Each line in the entries below that holds the string "TypeScript" is to be listed.

>> Start RECORDS FOR THE TASK

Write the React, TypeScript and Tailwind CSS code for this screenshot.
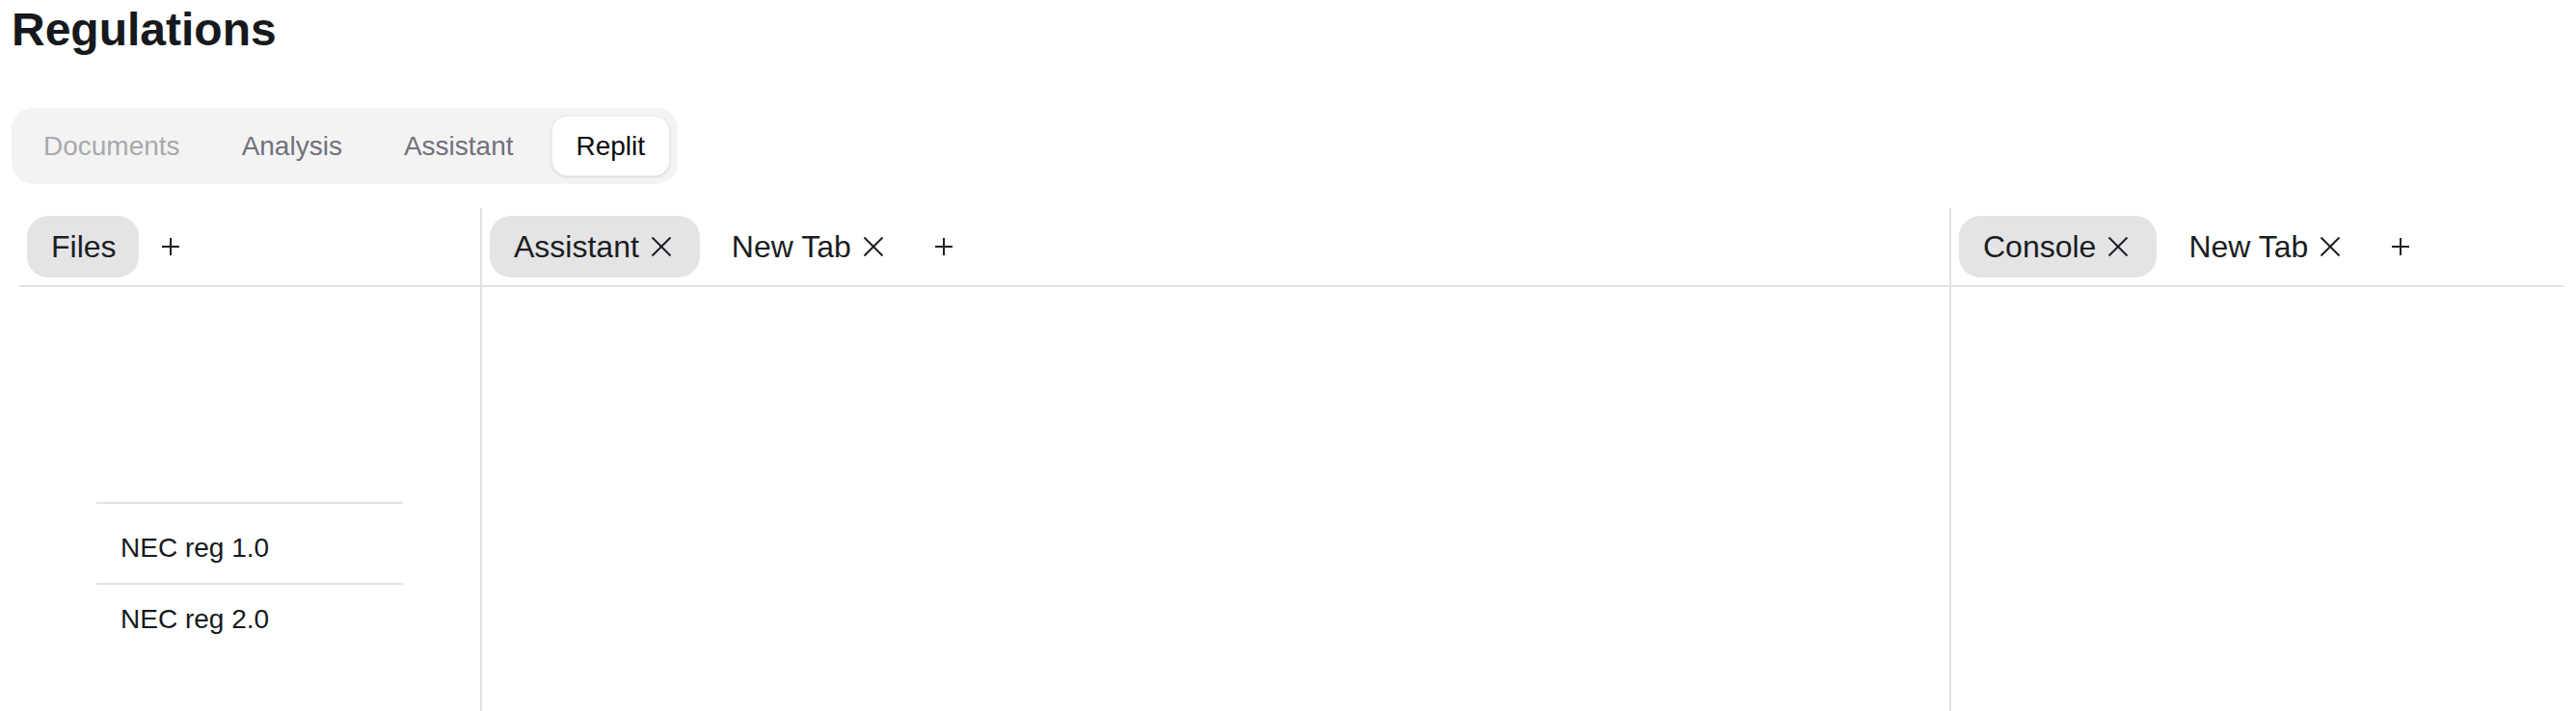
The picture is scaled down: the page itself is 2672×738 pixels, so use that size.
import React from 'react';

const XIcon = () => (
  <svg width="24" height="24" viewBox="0 0 24 24" fill="none" stroke="currentColor" strokeWidth="2" strokeLinecap="butt">
    <line x1="2.5" y1="2.5" x2="21.5" y2="21.5" />
    <line x1="21.5" y1="2.5" x2="2.5" y2="21.5" />
  </svg>
);

const PlusIcon = () => (
  <svg width="24" height="24" viewBox="0 0 24 24" fill="none" stroke="currentColor" strokeWidth="2" strokeLinecap="butt">
    <line x1="12" y1="3" x2="12" y2="21" />
    <line x1="3" y1="12" x2="21" y2="12" />
  </svg>
);

type Tab = { label: string; active?: boolean; closable?: boolean };

function PanelHeader({ tabs }: { tabs: Tab[] }) {
  return (
    <div className="flex items-center px-[8px] py-[8px] border-b-2 border-[#e2e2e3]">
      <div className="flex items-center gap-[8px]">
        {tabs.map((t) => (
          <div
            key={t.label}
            className={`flex items-center h-[64px] pl-[25px] ${t.closable ? 'pr-[28px] gap-[11px]' : 'pr-[23px]'} rounded-[22px] text-[32px] text-[#1a1d21] ${t.active ? 'bg-[#e4e4e6]' : ''}`}
          >
            <span>{t.label}</span>
            {t.closable && <XIcon />}
          </div>
        ))}
      </div>
      <div className="ml-[21px] text-[#1a1d21]">
        <PlusIcon />
      </div>
    </div>
  );
}

export default function App() {
  const topTabs = [
    { label: 'Documents', cls: 'text-[#a8a8ad]' },
    { label: 'Analysis', cls: 'text-[#71717a]' },
    { label: 'Assistant', cls: 'text-[#71717a]' },
    { label: 'Replit', cls: 'text-[#09090b] bg-white shadow-[0_1px_3px_rgba(0,0,0,0.12)] border border-[#ececec]' },
  ];

  return (
    <div className="min-h-screen flex flex-col bg-white px-[12px] font-['Liberation_Sans',Arial,sans-serif]">
      <h1 className="text-[48px] leading-[61px] font-bold text-[#16191d]">Regulations</h1>

      <div className="mt-[51px] self-start flex items-center gap-[14px] p-[8px] rounded-[22px] bg-[#f3f3f4]">
        {topTabs.map((t) => (
          <div key={t.label} className={`h-[63px] px-[25px] flex items-center rounded-[16px] text-[28px] ${t.cls}`}>
            {t.label}
          </div>
        ))}
      </div>

      <div className="mt-[25px] ml-[8px] flex-1 flex">
        {/* Files panel */}
        <div className="w-[480px] border-r-2 border-[#e2e2e3] flex flex-col">
          <PanelHeader tabs={[{ label: 'Files', active: true }]} />
          <div className="pt-[223px] px-[80px]">
            <div className="border-t-2 border-[#e2e2e3] pt-[10px] text-[28px] text-[#18191b]">
              <div className="px-[25px] py-[16px] leading-[40px]">NEC reg 1.0</div>
              <div className="px-[25px] py-[16px] leading-[40px] border-t-2 border-[#e2e2e3]">NEC reg 2.0</div>
            </div>
          </div>
        </div>

        {/* Assistant panel */}
        <div className="flex-1 border-r-2 border-[#e2e2e3] flex flex-col">
          <PanelHeader
            tabs={[
              { label: 'Assistant', active: true, closable: true },
              { label: 'New Tab', closable: true },
            ]}
          />
        </div>

        {/* Console panel */}
        <div className="w-[636px] flex flex-col">
          <PanelHeader
            tabs={[
              { label: 'Console', active: true, closable: true },
              { label: 'New Tab', closable: true },
            ]}
          />
        </div>
      </div>
    </div>
  );
}
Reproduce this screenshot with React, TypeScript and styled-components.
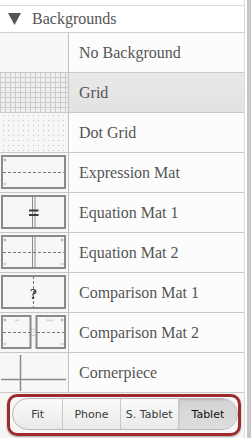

>> End RECORDS FOR THE TASK

RESULT =>
Write the React, TypeScript and Tailwind CSS code for this screenshot.
Reproduce this screenshot with React, TypeScript and styled-components.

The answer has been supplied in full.